* **Task details**:
Search the material for "this" and show all lines that contain it.

* **Source material**:

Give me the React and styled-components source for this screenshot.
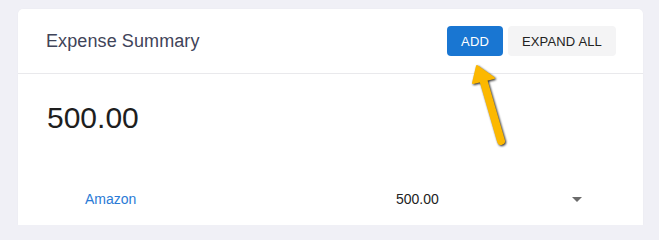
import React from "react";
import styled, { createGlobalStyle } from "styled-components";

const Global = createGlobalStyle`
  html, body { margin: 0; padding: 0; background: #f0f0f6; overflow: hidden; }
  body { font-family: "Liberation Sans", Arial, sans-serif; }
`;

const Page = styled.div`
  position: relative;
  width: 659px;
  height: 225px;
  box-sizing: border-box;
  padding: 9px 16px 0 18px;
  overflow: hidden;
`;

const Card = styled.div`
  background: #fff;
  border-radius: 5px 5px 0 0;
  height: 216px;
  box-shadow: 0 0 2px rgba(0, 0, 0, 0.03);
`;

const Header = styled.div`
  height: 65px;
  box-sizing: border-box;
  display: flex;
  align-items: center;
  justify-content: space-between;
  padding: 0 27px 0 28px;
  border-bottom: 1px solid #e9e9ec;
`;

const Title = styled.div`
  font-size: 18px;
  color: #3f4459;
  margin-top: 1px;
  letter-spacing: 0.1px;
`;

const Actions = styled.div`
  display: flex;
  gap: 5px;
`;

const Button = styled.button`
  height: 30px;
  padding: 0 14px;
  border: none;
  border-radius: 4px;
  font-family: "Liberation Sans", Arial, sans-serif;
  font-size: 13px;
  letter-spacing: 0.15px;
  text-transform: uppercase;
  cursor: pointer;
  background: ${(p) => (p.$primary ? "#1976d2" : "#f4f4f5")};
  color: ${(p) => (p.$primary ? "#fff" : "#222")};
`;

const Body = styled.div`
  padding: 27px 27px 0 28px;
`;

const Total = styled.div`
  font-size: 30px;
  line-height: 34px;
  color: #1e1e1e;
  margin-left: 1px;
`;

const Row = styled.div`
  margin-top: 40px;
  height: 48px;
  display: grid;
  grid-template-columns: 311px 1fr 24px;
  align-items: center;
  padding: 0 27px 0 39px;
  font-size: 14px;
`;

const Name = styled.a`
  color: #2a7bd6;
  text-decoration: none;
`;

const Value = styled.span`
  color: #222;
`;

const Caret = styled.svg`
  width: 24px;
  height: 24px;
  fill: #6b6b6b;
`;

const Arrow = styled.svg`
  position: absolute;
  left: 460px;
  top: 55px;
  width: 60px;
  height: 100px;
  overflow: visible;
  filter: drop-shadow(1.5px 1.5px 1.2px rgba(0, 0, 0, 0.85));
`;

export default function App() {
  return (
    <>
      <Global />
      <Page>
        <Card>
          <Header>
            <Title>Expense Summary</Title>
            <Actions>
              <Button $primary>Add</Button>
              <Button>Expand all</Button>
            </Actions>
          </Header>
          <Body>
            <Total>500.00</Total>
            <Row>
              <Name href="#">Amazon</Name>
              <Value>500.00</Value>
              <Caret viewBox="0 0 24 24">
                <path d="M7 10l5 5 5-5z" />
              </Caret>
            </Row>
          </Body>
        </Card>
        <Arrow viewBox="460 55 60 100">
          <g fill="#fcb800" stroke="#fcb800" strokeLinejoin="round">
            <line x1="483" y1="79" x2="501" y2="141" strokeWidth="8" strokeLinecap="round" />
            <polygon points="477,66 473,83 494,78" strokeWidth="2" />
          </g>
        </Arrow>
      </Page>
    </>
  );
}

--

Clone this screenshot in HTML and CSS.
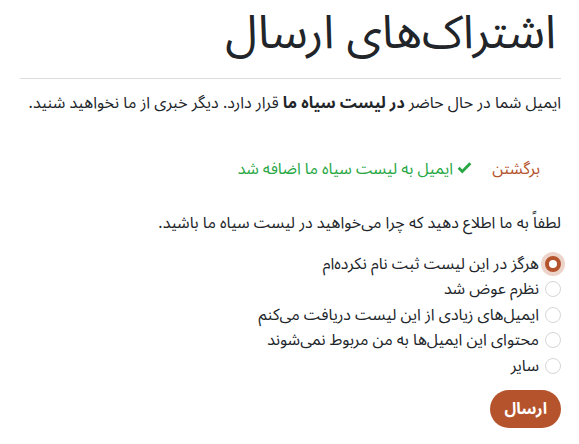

--

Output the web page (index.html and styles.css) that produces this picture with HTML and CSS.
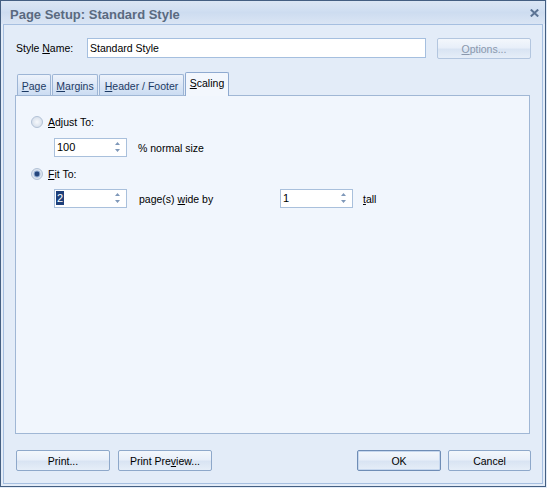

* **The completed task**:
Give me the React and styled-components source for this screenshot.
Clone this screenshot in HTML and CSS.
Output the web page (index.html and styles.css) that produces this picture with HTML and CSS.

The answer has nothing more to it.